What if currency is a bad way to track value in the digital age? It was fine for when one goat cost 3 [currency units] for decades or maybe even longer, but now, in the digital age, that is no longer the case. Currency is devalued every year, at an exponential rate, thanks to inflation.
A flip lighter can sell for $9 in 2018, but in 2020, the price may rise to $9.50 if everything else remains equal. The customer gets no more or less value when they buy the 2020 lighter vs. when they buy the 2018 lighter. Nonetheless, they pay more because the value of the dollar fell by an arbitrary amount over that time, and so a slightly higher amount of dollars is needed to indicate the same amount of value, and the next year, that amount of dollars will rise again, as it will the next year and so on, as long as we are around to see it. Next thing we know, that same flip lighter will cost $5,000 thanks to the ever-increasing march of inflation, and it will cost $5,100 the next year, and so on - based on an inflation rate of 2-3%.
Consumers will still need to be able to buy that lighter of course, so their wages will also rise to at least attempt to meet inflation. $5 million yearly earnings will one day become the norm, but not because people are earning more or have more value in their lives, but simply because it must be, to keep up with the cost of goods. Those workers will be creating the same relative amount of value that they are, right now, in 2018, but the number that represents that value will arbitrarily grow higher, ever-shrinking the value of a single dollar until stopping to pick up a $1,000 coin won't even be worth the time it takes to do so.
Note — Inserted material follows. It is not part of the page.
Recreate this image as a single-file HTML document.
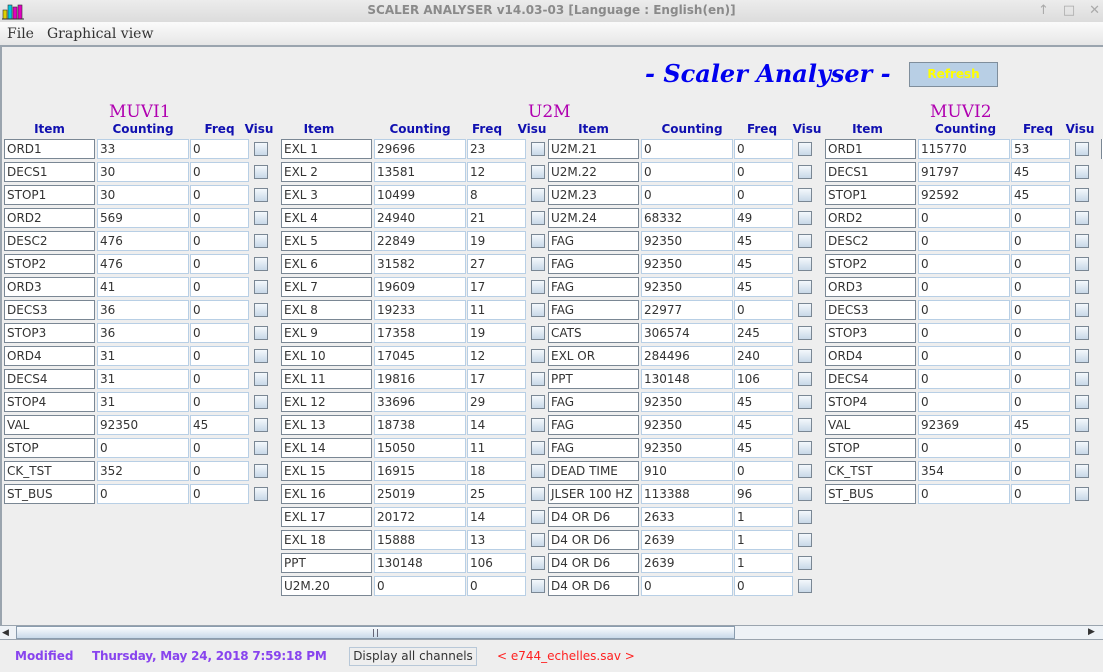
<!DOCTYPE html>
<html><head><meta charset="utf-8"><style>
*{margin:0;padding:0;box-sizing:border-box}
body{width:1103px;height:672px;overflow:hidden;background:#eeeeee;font-family:"DejaVu Sans","Liberation Sans",sans-serif;position:relative}
.tb{position:absolute;left:0;top:0;width:1103px;height:22px;background:linear-gradient(#ececec,#dcdcdc);text-align:center;font:bold 12px "DejaVu Sans",sans-serif;color:#8a8a8a;line-height:21px}
.mb{position:absolute;left:0;top:22px;width:1103px;height:25px;background:linear-gradient(#fbfbfb,#e6e6e6);border-bottom:2px solid #9aa4ae;font:14px "DejaVu Serif","Liberation Serif",serif;color:#333;line-height:25px}
.mb span{position:absolute;top:0}
.lb{position:absolute;left:0;top:47px;width:2px;height:578px;background:#9aa4ae}
.ttl{position:absolute;left:645px;top:59px;font:italic bold 24px "DejaVu Serif","Liberation Serif",serif;color:#0000ee;white-space:nowrap}
.ref{position:absolute;left:909px;top:62px;width:89px;height:25px;background:#b8cfe5;border:1px solid #7f8e9c;color:#ffff00;font:bold 12px "DejaVu Sans",sans-serif;text-align:center;line-height:23px}
.gt{position:absolute;top:102px;font:17px "DejaVu Serif","Liberation Serif",serif;color:#b000b0}
.h{position:absolute;top:122px;font:bold 12px "DejaVu Sans",sans-serif;color:#1010b0;text-align:center}
.g{position:absolute;height:20px;width:270px}
.g div{position:absolute;top:0;height:20px;background:#fff;font-size:12px;color:#333;line-height:19px;padding-left:2px;white-space:nowrap;overflow:hidden}
.g .i{left:0;width:91px;border:1px solid #7a8794}
.g .c{left:93px;width:92px;border:1px solid #b8cfe5}
.g .f{left:186px;width:59px;border:1px solid #b8cfe5}
.g .v{left:250px;top:3px;width:14px;height:14px;background:linear-gradient(#f4f8fc,#c8d8e8);border:1px solid #7a8794;padding:0}
.sb{position:absolute;left:0;top:625px;width:1103px;height:15px;background:#eef2f6;border-top:1px solid #9aa4ae;border-bottom:1px solid #9aa4ae}
.st{position:absolute;top:649px;font:bold 12px "DejaVu Sans",sans-serif;color:#8844ee;white-space:nowrap}
</style></head><body>
<div class="tb">SCALER ANALYSER v14.03-03 [Language : English(en)]</div>
<svg style="position:absolute;left:2px;top:2px" width="22" height="18"><rect x="1" y="8" width="4" height="9" fill="#e0d000" stroke="#333" stroke-width=".6"/><rect x="6" y="3" width="4" height="14" fill="#00c8e0" stroke="#333" stroke-width=".6"/><rect x="11" y="5" width="4" height="12" fill="#e000c0" stroke="#333" stroke-width=".6"/><rect x="16" y="3" width="4" height="14" fill="#e000c0" stroke="#333" stroke-width=".6"/><line x1="0" y1="17" x2="22" y2="17" stroke="#333"/></svg>
<div style="position:absolute;left:1038px;top:3px;color:#aaa;font-size:13px;letter-spacing:14px">↑□✕</div>
<div class="mb"><span style="left:7px">File</span><span style="left:47px">Graphical view</span></div>
<div class="lb"></div>
<div class="ttl">- Scaler Analyser -</div>
<div class="ref">Refresh</div>
<div class="gt" style="left:109px">MUVI1</div>
<div class="gt" style="left:528px">U2M</div>
<div class="gt" style="left:930px">MUVI2</div>

<div class="h" style="left:4px;width:91px">Item</div><div class="h" style="left:97px;width:92px">Counting</div><div class="h" style="left:190px;width:59px">Freq</div><div class="h" style="left:240px;width:38px">Visu</div>
<div class="h" style="left:281px;width:76px">Item</div><div class="h" style="left:374px;width:92px">Counting</div><div class="h" style="left:467px;width:40px">Freq</div><div class="h" style="left:513px;width:38px">Visu</div>
<div class="h" style="left:548px;width:91px">Item</div><div class="h" style="left:641px;width:102px">Counting</div><div class="h" style="left:734px;width:56px">Freq</div><div class="h" style="left:788px;width:38px">Visu</div>
<div class="h" style="left:825px;width:85px">Item</div><div class="h" style="left:918px;width:95px">Counting</div><div class="h" style="left:1011px;width:54px">Freq</div><div class="h" style="left:1061px;width:38px">Visu</div>

<div class="g" style="left:4px;top:139px"><div class="i">ORD1</div><div class="c">33</div><div class="f">0</div><div class="v"></div></div>
<div class="g" style="left:4px;top:162px"><div class="i">DECS1</div><div class="c">30</div><div class="f">0</div><div class="v"></div></div>
<div class="g" style="left:4px;top:185px"><div class="i">STOP1</div><div class="c">30</div><div class="f">0</div><div class="v"></div></div>
<div class="g" style="left:4px;top:208px"><div class="i">ORD2</div><div class="c">569</div><div class="f">0</div><div class="v"></div></div>
<div class="g" style="left:4px;top:231px"><div class="i">DESC2</div><div class="c">476</div><div class="f">0</div><div class="v"></div></div>
<div class="g" style="left:4px;top:254px"><div class="i">STOP2</div><div class="c">476</div><div class="f">0</div><div class="v"></div></div>
<div class="g" style="left:4px;top:277px"><div class="i">ORD3</div><div class="c">41</div><div class="f">0</div><div class="v"></div></div>
<div class="g" style="left:4px;top:300px"><div class="i">DECS3</div><div class="c">36</div><div class="f">0</div><div class="v"></div></div>
<div class="g" style="left:4px;top:323px"><div class="i">STOP3</div><div class="c">36</div><div class="f">0</div><div class="v"></div></div>
<div class="g" style="left:4px;top:346px"><div class="i">ORD4</div><div class="c">31</div><div class="f">0</div><div class="v"></div></div>
<div class="g" style="left:4px;top:369px"><div class="i">DECS4</div><div class="c">31</div><div class="f">0</div><div class="v"></div></div>
<div class="g" style="left:4px;top:392px"><div class="i">STOP4</div><div class="c">31</div><div class="f">0</div><div class="v"></div></div>
<div class="g" style="left:4px;top:415px"><div class="i">VAL</div><div class="c">92350</div><div class="f">45</div><div class="v"></div></div>
<div class="g" style="left:4px;top:438px"><div class="i">STOP</div><div class="c">0</div><div class="f">0</div><div class="v"></div></div>
<div class="g" style="left:4px;top:461px"><div class="i">CK_TST</div><div class="c">352</div><div class="f">0</div><div class="v"></div></div>
<div class="g" style="left:4px;top:484px"><div class="i">ST_BUS</div><div class="c">0</div><div class="f">0</div><div class="v"></div></div>

<div class="g" style="left:281px;top:139px"><div class="i">EXL 1</div><div class="c">29696</div><div class="f">23</div><div class="v"></div></div>
<div class="g" style="left:281px;top:162px"><div class="i">EXL 2</div><div class="c">13581</div><div class="f">12</div><div class="v"></div></div>
<div class="g" style="left:281px;top:185px"><div class="i">EXL 3</div><div class="c">10499</div><div class="f">8</div><div class="v"></div></div>
<div class="g" style="left:281px;top:208px"><div class="i">EXL 4</div><div class="c">24940</div><div class="f">21</div><div class="v"></div></div>
<div class="g" style="left:281px;top:231px"><div class="i">EXL 5</div><div class="c">22849</div><div class="f">19</div><div class="v"></div></div>
<div class="g" style="left:281px;top:254px"><div class="i">EXL 6</div><div class="c">31582</div><div class="f">27</div><div class="v"></div></div>
<div class="g" style="left:281px;top:277px"><div class="i">EXL 7</div><div class="c">19609</div><div class="f">17</div><div class="v"></div></div>
<div class="g" style="left:281px;top:300px"><div class="i">EXL 8</div><div class="c">19233</div><div class="f">11</div><div class="v"></div></div>
<div class="g" style="left:281px;top:323px"><div class="i">EXL 9</div><div class="c">17358</div><div class="f">19</div><div class="v"></div></div>
<div class="g" style="left:281px;top:346px"><div class="i">EXL 10</div><div class="c">17045</div><div class="f">12</div><div class="v"></div></div>
<div class="g" style="left:281px;top:369px"><div class="i">EXL 11</div><div class="c">19816</div><div class="f">17</div><div class="v"></div></div>
<div class="g" style="left:281px;top:392px"><div class="i">EXL 12</div><div class="c">33696</div><div class="f">29</div><div class="v"></div></div>
<div class="g" style="left:281px;top:415px"><div class="i">EXL 13</div><div class="c">18738</div><div class="f">14</div><div class="v"></div></div>
<div class="g" style="left:281px;top:438px"><div class="i">EXL 14</div><div class="c">15050</div><div class="f">11</div><div class="v"></div></div>
<div class="g" style="left:281px;top:461px"><div class="i">EXL 15</div><div class="c">16915</div><div class="f">18</div><div class="v"></div></div>
<div class="g" style="left:281px;top:484px"><div class="i">EXL 16</div><div class="c">25019</div><div class="f">25</div><div class="v"></div></div>
<div class="g" style="left:281px;top:507px"><div class="i">EXL 17</div><div class="c">20172</div><div class="f">14</div><div class="v"></div></div>
<div class="g" style="left:281px;top:530px"><div class="i">EXL 18</div><div class="c">15888</div><div class="f">13</div><div class="v"></div></div>
<div class="g" style="left:281px;top:553px"><div class="i">PPT</div><div class="c">130148</div><div class="f">106</div><div class="v"></div></div>
<div class="g" style="left:281px;top:576px"><div class="i">U2M.20</div><div class="c">0</div><div class="f">0</div><div class="v"></div></div>

<div class="g" style="left:548px;top:139px"><div class="i">U2M.21</div><div class="c">0</div><div class="f">0</div><div class="v"></div></div>
<div class="g" style="left:548px;top:162px"><div class="i">U2M.22</div><div class="c">0</div><div class="f">0</div><div class="v"></div></div>
<div class="g" style="left:548px;top:185px"><div class="i">U2M.23</div><div class="c">0</div><div class="f">0</div><div class="v"></div></div>
<div class="g" style="left:548px;top:208px"><div class="i">U2M.24</div><div class="c">68332</div><div class="f">49</div><div class="v"></div></div>
<div class="g" style="left:548px;top:231px"><div class="i">FAG</div><div class="c">92350</div><div class="f">45</div><div class="v"></div></div>
<div class="g" style="left:548px;top:254px"><div class="i">FAG</div><div class="c">92350</div><div class="f">45</div><div class="v"></div></div>
<div class="g" style="left:548px;top:277px"><div class="i">FAG</div><div class="c">92350</div><div class="f">45</div><div class="v"></div></div>
<div class="g" style="left:548px;top:300px"><div class="i">FAG</div><div class="c">22977</div><div class="f">0</div><div class="v"></div></div>
<div class="g" style="left:548px;top:323px"><div class="i">CATS</div><div class="c">306574</div><div class="f">245</div><div class="v"></div></div>
<div class="g" style="left:548px;top:346px"><div class="i">EXL OR</div><div class="c">284496</div><div class="f">240</div><div class="v"></div></div>
<div class="g" style="left:548px;top:369px"><div class="i">PPT</div><div class="c">130148</div><div class="f">106</div><div class="v"></div></div>
<div class="g" style="left:548px;top:392px"><div class="i">FAG</div><div class="c">92350</div><div class="f">45</div><div class="v"></div></div>
<div class="g" style="left:548px;top:415px"><div class="i">FAG</div><div class="c">92350</div><div class="f">45</div><div class="v"></div></div>
<div class="g" style="left:548px;top:438px"><div class="i">FAG</div><div class="c">92350</div><div class="f">45</div><div class="v"></div></div>
<div class="g" style="left:548px;top:461px"><div class="i">DEAD TIME</div><div class="c">910</div><div class="f">0</div><div class="v"></div></div>
<div class="g" style="left:548px;top:484px"><div class="i">JLSER 100 HZ</div><div class="c">113388</div><div class="f">96</div><div class="v"></div></div>
<div class="g" style="left:548px;top:507px"><div class="i">D4 OR D6</div><div class="c">2633</div><div class="f">1</div><div class="v"></div></div>
<div class="g" style="left:548px;top:530px"><div class="i">D4 OR D6</div><div class="c">2639</div><div class="f">1</div><div class="v"></div></div>
<div class="g" style="left:548px;top:553px"><div class="i">D4 OR D6</div><div class="c">2639</div><div class="f">1</div><div class="v"></div></div>
<div class="g" style="left:548px;top:576px"><div class="i">D4 OR D6</div><div class="c">0</div><div class="f">0</div><div class="v"></div></div>

<div class="g" style="left:825px;top:139px"><div class="i">ORD1</div><div class="c">115770</div><div class="f">53</div><div class="v"></div></div>
<div class="g" style="left:825px;top:162px"><div class="i">DECS1</div><div class="c">91797</div><div class="f">45</div><div class="v"></div></div>
<div class="g" style="left:825px;top:185px"><div class="i">STOP1</div><div class="c">92592</div><div class="f">45</div><div class="v"></div></div>
<div class="g" style="left:825px;top:208px"><div class="i">ORD2</div><div class="c">0</div><div class="f">0</div><div class="v"></div></div>
<div class="g" style="left:825px;top:231px"><div class="i">DESC2</div><div class="c">0</div><div class="f">0</div><div class="v"></div></div>
<div class="g" style="left:825px;top:254px"><div class="i">STOP2</div><div class="c">0</div><div class="f">0</div><div class="v"></div></div>
<div class="g" style="left:825px;top:277px"><div class="i">ORD3</div><div class="c">0</div><div class="f">0</div><div class="v"></div></div>
<div class="g" style="left:825px;top:300px"><div class="i">DECS3</div><div class="c">0</div><div class="f">0</div><div class="v"></div></div>
<div class="g" style="left:825px;top:323px"><div class="i">STOP3</div><div class="c">0</div><div class="f">0</div><div class="v"></div></div>
<div class="g" style="left:825px;top:346px"><div class="i">ORD4</div><div class="c">0</div><div class="f">0</div><div class="v"></div></div>
<div class="g" style="left:825px;top:369px"><div class="i">DECS4</div><div class="c">0</div><div class="f">0</div><div class="v"></div></div>
<div class="g" style="left:825px;top:392px"><div class="i">STOP4</div><div class="c">0</div><div class="f">0</div><div class="v"></div></div>
<div class="g" style="left:825px;top:415px"><div class="i">VAL</div><div class="c">92369</div><div class="f">45</div><div class="v"></div></div>
<div class="g" style="left:825px;top:438px"><div class="i">STOP</div><div class="c">0</div><div class="f">0</div><div class="v"></div></div>
<div class="g" style="left:825px;top:461px"><div class="i">CK_TST</div><div class="c">354</div><div class="f">0</div><div class="v"></div></div>
<div class="g" style="left:825px;top:484px"><div class="i">ST_BUS</div><div class="c">0</div><div class="f">0</div><div class="v"></div></div>
<div style="position:absolute;left:1101px;top:139px;width:2px;height:20px;border-left:1px solid #7a8794;background:#fff"></div>

<div class="sb"></div>
<div style="position:absolute;left:2px;top:627px;width:12px;height:12px;font-size:9px;color:#333;line-height:12px">◀</div>
<div style="position:absolute;left:16px;top:626px;width:719px;height:13px;background:linear-gradient(#fafcfe,#c9d9e9);border:1px solid #8a9cae"></div>
<div style="position:absolute;left:373px;top:629px;width:5px;height:8px;border-left:1px solid #667;border-right:1px solid #667"></div>
<div style="position:absolute;left:1088px;top:627px;font-size:9px;color:#333">▶</div>
<div class="st" style="left:15px">Modified</div>
<div class="st" style="left:92px;letter-spacing:-0.2px">Thursday, May 24, 2018 7:59:18 PM</div>
<div style="position:absolute;left:349px;top:647px;width:128px;height:19px;border:1px solid #b8c8d8;background:#eeeeee;font-size:12px;color:#333;text-align:center;line-height:17px">Display all channels</div>
<div class="st" style="left:497px;color:#ff2020;font-weight:normal">&lt; e744_echelles.sav &gt;</div>
</body></html>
Physical money will one day become obsolete - not because electronic payment methods are better or more convenient or what have you - but because the currency that they represent will devalue so quickly - inflation is exponential after all - that after a few years in circulation, a new bill with a higher value will need to be printed and the lowest value scrapped, more and more quickly each time.
I'm not describing some sort of hyper-inflation scenario - though that has happened in the past. What I’m describing is the reality that the entire world will face, and that some countries - places in which the value of one currency unit is minimal at best - already face.
Mathematics predicts it with absolute certainty. Imagine we have $100 in a bank account that pays 2.5% interest. After one year, we get $2.5 in interest, making our total $102.50. The next year, our interest isn't calculated on the original $100, but the $102.50 that we now have $105.0625. The next year, we'll have $107.69. After 20 years, we have $164, and after 50 years we have $344. All on its own. Now imagine that exponential growth being applied, in reverse, to the value of one dollar.
That's inflation; an arbitrary number that forces all prices - including the cost of labour - to climb ever higher, simply to keep up with each other. Why does an item cost more to buy now than it did 2 years ago? It's because it costs more to make it. Why does it cost more to make it? That's because the price of items rose, increasing the cost of labour to match. This increased the selling price, which requires higher wages, which in turn increases production cost and therefore prices, so on and so on… Prices rise, not because more items are produced per period than before, not because workers are working longer or harder, but because that’s just what prices do.
So considering all this, is an ever-faster-devaluing, ever-changing number-based measure of value – which is what the dollar, or the yen, or the euro, all are – really the best way to measure the value of goods, services, and labour? Who is enriched by ever-increasing numbers that more or less balance out and so, in the end, mean nothing?